The Court of Appeal held that the defendant had been correct to accept that he had been in breach of his duty of care to his passengers. His responsible choice had been to either let the remaining three of his passengers out of his vehicle or to drive them to the nearest police station. Although it was entirely understandable that he had not wanted to lose his fare, that had not been an excuse for driving off with an open door when the claimants had not been wearing their seat belts and he was alert to the risk of them trying to jump out of the vehicle. In the circumstances, the first instance judge had been wrong to say that it had not been reasonably foreseeable that the two claimants would have positioned themselves with a view to jumping the taxi. It had, regrettably, been all too foreseeable once the three in the group had put their part of the criminal enterprise into effect.
Accordingly, the defendant could not rely on the judge's finding of lack of foreseeability in order to escape any liability for negligence. However, the claimants had also been the authors of their own misfortune in that, by jumping out of the taxi, they had done something that they knew, or had to be taken to have known, was dangerous and that they had been engaged in the criminal offence of making off without payment. Further, the present case was not a case in which the defendant had been a partner in the claimants' crime and he should, therefore, be in a stronger case for the application of the ex turpi causa maxim, especially since the crime of making off without payment had not been incidental but integral, both to the facts giving rise to the claim itself and any negligence on the part of the defendant.
Furthermore, even it if could be said that the claimants' injuries would not have happened but for the negligent conduct of the defendant, they had been, in reality, caused by the claimants' own criminal acts of making off without payment. Therefore, there would be no recovery. Moreover, the making off without payment was certainly not collateral to the civil claim, nor were there other public policies which could be said to outweigh the principle that those engaged in the commission of a crime should not be able to recover for the consequences of their criminal conduct.
Philippa Luscombe, partner in the Penningtons Manches personal injury team, comments: “The doctrine of ex turpi causa is one that does raise its head from time to time in personal injury litigation. In my experience, it is often within the context of road traffic accidents. For example, where claimants have stolen a vehicle and are involved in an accident or have knowingly been drinking or taking drugs and then driven a vehicle. Often the issue is one of the extent of involvement and knowledge of the claimant in a criminal enterprise and to what degree the criminal act(s) are the cause of any accident and injuries. In this case, it was absolutely clear that all of the group intended to avoid paying their taxi fare and the two claimants were injured directly because of the actions they took to avoid paying.

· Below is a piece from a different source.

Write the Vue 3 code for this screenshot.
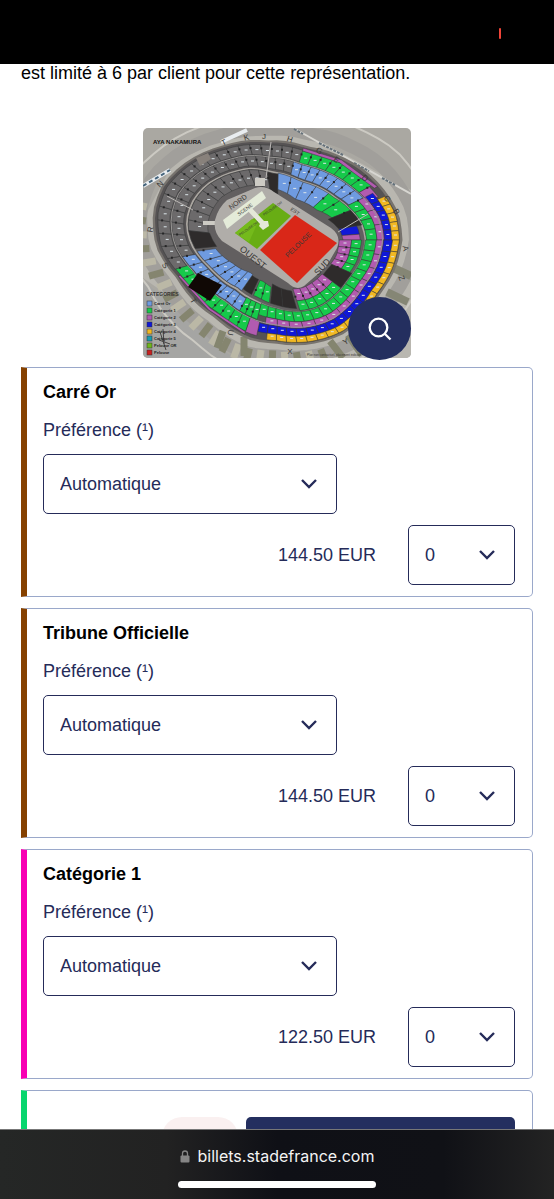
<script setup>
import { ref } from 'vue'

const categories = ref([
  { id: 'carre-or', name: 'Carré Or', price: '144.50 EUR', color: '#854100', preference: 'Automatique', quantity: 0 },
  { id: 'tribune', name: 'Tribune Officielle', price: '144.50 EUR', color: '#854100', preference: 'Automatique', quantity: 0 },
  { id: 'categorie-1', name: 'Catégorie 1', price: '122.50 EUR', color: '#f800b4', preference: 'Automatique', quantity: 0 }
])
const quantities = [0, 1, 2, 3, 4, 5, 6]

const BLUE = '#6f9be0'
const GREEN = '#16c94a'
const PINK = '#b25bb0'
const NAVY = '#1018d8'
const YELLOW = '#f2b822'
const GREY = '#6c6a6b'
const DARK = '#2e2b2b'

const legend = [
  { label: 'Carré Or', color: BLUE },
  { label: 'Catégorie 1', color: GREEN },
  { label: 'Catégorie 2', color: PINK },
  { label: 'Catégorie 3', color: NAVY },
  { label: 'Catégorie 4', color: YELLOW },
  { label: 'Catégorie 5', color: '#169bb0' },
  { label: 'Pelouse OR', color: '#6fb51c' },
  { label: 'Pelouse', color: '#c92020' }
]

// bowl outlines as [angle, radius] around the centre, clockwise from the right
const centre = [134, 112]
const outer = [
  [0, 123], [15, 119], [28, 114], [54, 113], [73, 107], [91, 101], [104, 101], [129, 97], [159, 105],
  [177, 119], [193, 125], [206, 125], [220, 118], [240, 107], [264, 98], [288, 96], [308, 103],
  [331, 114], [348, 122], [360, 123]
]
const inner = [
  [0, 61], [15, 60], [30, 56], [62, 53], [73, 50], [107, 36], [130, 36], [152, 44], [187, 65],
  [198, 67], [217, 66], [249, 55], [267, 44], [295, 36], [323, 40], [352, 59], [360, 61]
]

function radius(list, angle) {
  const a = ((angle % 360) + 360) % 360
  const i = list.findIndex(p => p[0] > a)
  const [a0, r0] = list[i - 1]
  const [a1, r1] = list[i]
  return r0 + ((r1 - r0) * (a - a0)) / (a1 - a0)
}

function point(angle, t) {
  const ri = radius(inner, angle)
  const r = ri + (radius(outer, angle) - ri) * t
  const rad = (angle * Math.PI) / 180
  return [
    (centre[0] + r * Math.cos(rad)).toFixed(1),
    (centre[1] + r * Math.sin(rad)).toFixed(1)
  ]
}

function outline(t) {
  const pts = []
  for (let a = 0; a < 360; a += 5) pts.push(point(a, t).join(','))
  return pts.join(' ')
}

// [from angle, to angle, from depth, to depth, number of blocks, colour]
const bands = [
  [186, 262, 0.08, 0.42, 11, GREY],
  [262, 271, 0.06, 0.42, 1, DARK],
  [271, 318, 0.14, 0.44, 4, BLUE],
  [318, 338, 0.14, 0.44, 2, GREEN],
  [338, 350, 0.08, 0.44, 1, DARK],
  [350, 356, 0.08, 0.36, 1, NAVY],
  [356, 360, 0.08, 0.36, 1, PINK],
  [0, 24, 0.02, 0.22, 4, PINK],
  [0, 24, 0.22, 0.38, 4, GREEN],
  [24, 37, 0.04, 0.42, 1, DARK],
  [37, 72, 0.02, 0.24, 5, PINK],
  [37, 72, 0.24, 0.42, 5, GREEN],
  [74, 96, 0.06, 0.38, 2, DARK],
  [97, 113, 0.12, 0.38, 2, GREEN],
  [115, 125, 0.12, 0.38, 1, DARK],
  [125, 172, 0.1, 0.42, 6, BLUE],
  [174, 186, 0.06, 0.42, 1, DARK],

  [170, 282, 0.5, 0.71, 17, GREY],
  [282, 334, 0.48, 0.71, 8, BLUE],
  [334, 360, 0.46, 0.63, 4, GREEN],
  [0, 104, 0.44, 0.62, 16, GREEN],
  [334, 360, 0.63, 0.75, 3, PINK],
  [0, 98, 0.62, 0.74, 12, PINK],
  [104, 118, 0.46, 0.7, 3, GREEN],
  [118, 170, 0.48, 0.7, 8, BLUE],

  [164, 286, 0.74, 0.95, 19, GREY],
  [286, 330, 0.73, 0.94, 7, GREEN],
  [286, 332, 0.94, 0.99, 1, PINK],
  [330, 337, 0.73, 0.9, 1, PINK],
  [334, 360, 0.75, 0.87, 5, NAVY],
  [338, 360, 0.87, 0.99, 5, YELLOW],
  [0, 102, 0.74, 0.88, 17, NAVY],
  [0, 96, 0.88, 0.99, 17, YELLOW],
  [102, 109, 0.72, 0.95, 1, PINK],
  [109, 164, 0.72, 0.94, 9, GREEN],
  [109, 160, 0.95, 0.99, 1, PINK]
]

const blocks = bands.flatMap(([a0, a1, t0, t1, count, fill]) => {
  const step = (a1 - a0) / count
  return Array.from({ length: count }, (_, i) => {
    const from = a0 + step * i
    const to = from + step
    const mid = from + step / 2
    const pts = [
      point(from, t0), point(mid, t0), point(to, t0),
      point(to, t1), point(mid, t1), point(from, t1)
    ]
    return {
      points: pts.map(p => p.join(',')).join(' '),
      fill,
      label: count > 1 && fill !== DARK ? point(mid, t0 + (t1 - t0) * 0.45) : null,
      gate: count > 1 && fill !== DARK && t1 - t0 > 0.19 ? point(to, t0 + (t1 - t0) * 0.65) : null
    }
  })
})

// small booths on the ring outside the stands
const booths = Array.from({ length: 22 }, (_, i) => {
  const angle = 68 + i * 6
  const [x, y] = point(angle, 1.28)
  return { x, y, angle, fill: i % 2 ? '#bbb8a6' : '#85856f' }
})

const gates = [
  ['T', 82, 17, -25], ['K', 104, 12, -15], ['J', 121, 11, 0], ['H', 146, 14, 18],
  ['G', 175, 25, 30], ['E', 192, 34, 35], ['D', 220, 52, 45], ['C', 242, 72, 55], ['B', 251, 85, 60],
  ['N', 19, 58, -45], ['R', 10, 102, -80], ['S', 20, 139, 55], ['T', 48, 174, 60], ['U', 85, 204, 100],
  ['X', 147, 226, 0], ['Y', 204, 216, -30], ['A', 260, 121, 80], ['Z', 256, 151, 70]
]
</script>

<template>
  <div class="screen">
    <header class="status-bar">
      <span class="recording"></span>
    </header>

    <main class="content">
      <p class="notice">est limité à 6 par client pour cette représentation.</p>

      <div class="plan">
        <svg class="plan-map" viewBox="0 0 268 230" role="img" aria-label="Plan de la salle">
          <rect width="268" height="230" fill="#aaa8a2" />
          <path d="M0 92 30 35 76 13 152 0 268 62V230H115L0 150Z" fill="#b9b7b0" />
          <path d="M0 152 90 230H0Z" fill="#a5a5a3" />
          <polygon :points="outline(1.55)" fill="none" stroke="#cccac3" stroke-width="2" />
          <polygon :points="outline(1.25)" fill="none" stroke="#a19f9b" stroke-width="13" />
          <rect
            v-for="(booth, i) in booths"
            :key="'booth' + i"
            :x="-7"
            :y="-3"
            width="15"
            height="7"
            :fill="booth.fill"
            :transform="`translate(${booth.x} ${booth.y}) rotate(${booth.angle})`"
          />
          <path d="M0 58 27 42M78 14 104 2" stroke="#e9edf0" stroke-width="4" />
          <path d="M0 58 27 42" stroke="#45647c" stroke-width="2" stroke-dasharray="4 3" />
          <path d="M152 1 268 66" stroke="#d7d6d1" stroke-width="2" />
          <path d="M151 1 160 6M176 15 200 27M211 35 226 43M239 50 252 57" stroke="#65717a" stroke-width="2" stroke-dasharray="3 1" />
          <path d="M236 181 262 195M244 164 265 174M246 138 268 148" stroke="#858675" stroke-width="8" />
          <path d="M80 203 74 220M101 209 101 228M187 213 200 230M205 207 219 227" stroke="#84856f" stroke-width="7" />

          <polygon :points="outline(1.04)" fill="#77736e" />
          <polygon :points="outline(1)" fill="#565354" />
          <polygon :points="outline(0.46)" fill="#aaa6a0" />
          <polygon :points="outline(0.43)" fill="#625f60" />
          <polygon
            v-for="(block, i) in blocks"
            :key="'block' + i"
            :points="block.points"
            :fill="block.fill"
            stroke="#343737"
            stroke-width="0.5"
          />
          <template v-for="(block, i) in blocks" :key="'mark' + i">
            <rect v-if="block.gate" :x="block.gate[0] - 1" :y="block.gate[1] - 1" width="2" height="2" fill="#252526" />
            <rect v-if="block.label" :x="block.label[0] - 1" :y="block.label[1] - 1" width="3" height="1" fill="#dce6ea" />
          </template>
          <polygon :points="outline(0.72)" fill="none" stroke="#989694" />
          <path d="M128 14 123 50M24 68 50 82M195 104 225 86" stroke="#bbb8b5" />
          <path d="M53 30 65 25 68 31 57 38Z" fill="#88817b" />
          <path d="M45 159 55 145 79 157 67 173Z" fill="#100805" />
          <path d="M112 50h10v8h-10ZM60 93h15v4H60Z" fill="#cdcbc4" />

          <path d="M72 92Q75 80 84 72L112 60Q122 57 131 64L188 100Q199 108 194 120L183 139 161 158Q153 163 145 155L117 137 79 113Q70 104 72 92Z" fill="#b0ada9" />
          <path d="M92 105 130 75 148 88 114 121Z" fill="#68ad14" />
          <path d="M109 91 115 94 106 114 92 105Z" fill="#74ba1b" />
          <path d="M80 92 119 63 123 70 84 101Z" fill="#e4ebd9" />
          <path d="M102 80 106 77 121 93 125 93 126 98 120 102 116 98 117 96Z" fill="#e4e8d8" />
          <path d="M152 87 194 115 154 155 117 122Z" fill="#d92718" />

          <g class="plan-text">
            <text x="10" y="15.5" class="artist">AYA NAKAMURA</text>
            <text transform="translate(88 82) rotate(-36)" font-size="7">NORD</text>
            <text transform="translate(96 88) rotate(-36)" font-size="5">SCENE</text>
            <text transform="translate(97 108) rotate(-35)" font-size="3.5">PELOUSE OR</text>
            <text transform="translate(121 88) rotate(-35)" font-size="3.5">PELOUSE OR</text>
            <text transform="translate(145 130) rotate(-44)" font-size="7">PELOUSE</text>
            <text transform="translate(96 122) rotate(39)" font-size="9">OUEST</text>
            <text transform="translate(175 148) rotate(-47)" font-size="9">SUD</text>
            <text transform="translate(147 82) rotate(34)" font-size="5">EST</text>
            <text
              v-for="([name, x, y, turn], i) in gates"
              :key="'gate' + i"
              :transform="`translate(${x} ${y}) rotate(${turn})`"
              font-size="8"
              text-anchor="middle"
            >{{ name }}</text>
            <text x="3" y="168" font-size="5" font-weight="bold">CATEGORIES</text>
            <text x="164" y="228" font-size="3">Plan non contractuel, placement indicatif</text>
          </g>
          <path d="M17 204 23 222M16 212 27 216M20 201 21 216" stroke="#444" />
          <g v-for="(item, i) in legend" :key="item.label">
            <rect x="4" :y="173 + i * 7" width="5" height="5" :fill="item.color" stroke="#333" stroke-width="0.5" />
            <text x="11" :y="177 + i * 7" class="legend-text">{{ item.label }}</text>
          </g>
        </svg>
        <button class="zoom-button" type="button" aria-label="Agrandir le plan">
          <svg viewBox="0 0 24 24" width="24" height="24" fill="none" stroke="#fff" stroke-width="2.3">
            <circle cx="10.5" cy="10.5" r="8.8" />
            <path d="m16.5 16.5 6 6" />
          </svg>
        </button>
      </div>

      <section class="category-list">
        <article
          v-for="category in categories"
          :key="category.id"
          class="category"
          :style="{ borderLeftColor: category.color }"
        >
          <h2>{{ category.name }}</h2>
          <label :for="category.id + '-pref'">Préférence (¹)</label>
          <div class="select-box preference">
            <select :id="category.id + '-pref'" v-model="category.preference">
              <option>Automatique</option>
            </select>
            <svg class="chevron" viewBox="0 0 16 10" width="16" height="10">
              <path d="m1 1 7 7 7-7" />
            </svg>
          </div>
          <div class="price-row">
            <span>{{ category.price }}</span>
            <div class="select-box quantity">
              <select v-model="category.quantity" :aria-label="'Quantité ' + category.name">
                <option v-for="n in quantities" :key="n" :value="n">{{ n }}</option>
              </select>
              <svg class="chevron" viewBox="0 0 16 10" width="16" height="10">
                <path d="m1 1 7 7 7-7" />
              </svg>
            </div>
          </div>
        </article>
        <article class="category next"></article>
      </section>

      <div class="actions">
        <span class="total"></span>
        <button class="submit" type="button" aria-label="Ajouter au panier"></button>
      </div>
    </main>

    <footer class="browser-bar">
      <div class="address">
        <svg viewBox="0 0 10 13" width="10" height="13">
          <path d="M2.5 6V3.5a2.5 2.5 0 0 1 5 0V6" fill="none" stroke="#858585" stroke-width="1.3" />
          <rect x="0.5" y="5.5" width="9" height="7" rx="1" fill="#858585" />
        </svg>
        <span>billets.stadefrance.com</span>
      </div>
      <div class="home-indicator"></div>
    </footer>
  </div>
</template>

<style>
body {
  margin: 0;
  background: #fff;
}
</style>

<style scoped>
.screen {
  display: flex;
  flex-direction: column;
  height: 100vh;
  overflow: hidden;
  color: #252b59;
  font-family: "Liberation Sans", Arial, sans-serif;
  font-size: 18px;
}

.screen * {
  box-sizing: border-box;
}

.status-bar {
  display: flex;
  flex-shrink: 0;
  align-items: center;
  justify-content: flex-end;
  height: 64px;
  padding: 2px 53px 0 0;
  background: #000;
}

.recording {
  width: 2px;
  height: 11px;
  border-radius: 1px;
  background: #f04438;
}

.content {
  position: relative;
  flex: 1;
  min-height: 0;
  padding: 0 21px;
  overflow: hidden;
}

.notice {
  margin: 0;
  color: #000;
  line-height: 18px;
}

.plan {
  position: relative;
  width: 268px;
  margin: 46px auto 9px;
}

.plan-map {
  display: block;
  width: 100%;
  border-radius: 5px;
}

.plan-text {
  fill: #393735;
}

.artist {
  fill: #111;
  font-size: 6px;
  font-weight: bold;
}

.legend-text {
  fill: #222;
  font-size: 4px;
  font-weight: bold;
}

.zoom-button {
  position: absolute;
  right: 0;
  bottom: -2px;
  display: flex;
  align-items: center;
  justify-content: center;
  width: 63px;
  height: 63px;
  padding: 0;
  border: 0;
  border-radius: 50%;
  background: #242f5f;
}

.category-list {
  display: flex;
  flex-direction: column;
  gap: 11px;
}

.category {
  padding: 12px 17px 11px 16px;
  border: 1px solid #9aa8ca;
  border-left: 6px solid;
  border-radius: 0 5px 5px 0;
}

.category.next {
  height: 230px;
  border-left-color: #08d66e;
}

.category h2 {
  margin: 0 0 15px;
  color: #000;
  font-size: 18px;
  line-height: 24px;
}

.category label {
  display: block;
  margin-bottom: 13px;
  line-height: 22px;
}

.select-box {
  position: relative;
}

.select-box select {
  display: block;
  width: 100%;
  height: 60px;
  padding: 0 16px;
  border: 1px solid #252b59;
  border-radius: 5px;
  appearance: none;
  background: #fff;
  color: inherit;
  font: inherit;
}

.chevron {
  position: absolute;
  top: 25px;
  right: 20px;
  fill: none;
  stroke: #252b59;
  stroke-width: 2.4;
  pointer-events: none;
}

.preference {
  width: 294px;
  max-width: 100%;
}

.price-row {
  display: flex;
  align-items: center;
  justify-content: flex-end;
  gap: 32px;
  margin-top: 11px;
}

.quantity {
  width: 107px;
}

.actions {
  position: absolute;
  right: 39px;
  bottom: -48px;
  left: 162px;
  display: flex;
  gap: 8px;
  height: 60px;
}

.total {
  width: 76px;
  border-radius: 20px;
  background: #faf0f0;
}

.submit {
  flex: 1;
  border: 0;
  border-radius: 5px;
  background: #242f5f;
}

.browser-bar {
  display: flex;
  flex-direction: column;
  flex-shrink: 0;
  align-items: center;
  justify-content: space-between;
  height: 70px;
  padding: 15px 0 11px;
  border-top: 1px solid #777;
  background: linear-gradient(90deg, #252726 0%, #222 30%, #0f1016 50%, #101116 80%, #232323 100%);
}

.address {
  display: flex;
  align-items: center;
  gap: 8px;
  color: #f4f4f4;
  font-family: Inter, Roboto, sans-serif;
  font-size: 16px;
  line-height: 22px;
}

.home-indicator {
  width: 198px;
  height: 7px;
  border-radius: 4px;
  background: #fff;
}
</style>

“The Court of Appeal recognised the public policy reasons for upholding this principle. Those who are involved in the deliberate commission of a crime should not be able to recover damages for the direct consequences of that conduct. Each case turns on its facts and it is not always the case that someone involved in a criminal activity will lose their case entirely. There is scope for a partial reduction in damages or, if the criminal act is only incidental where a defendant is clearly negligent, the doctrine may not be applied. However, this case rightly confirms that the courts will look carefully at the conduct of a claimant and their own role in any accident and injury when determining their ability to recover damages.”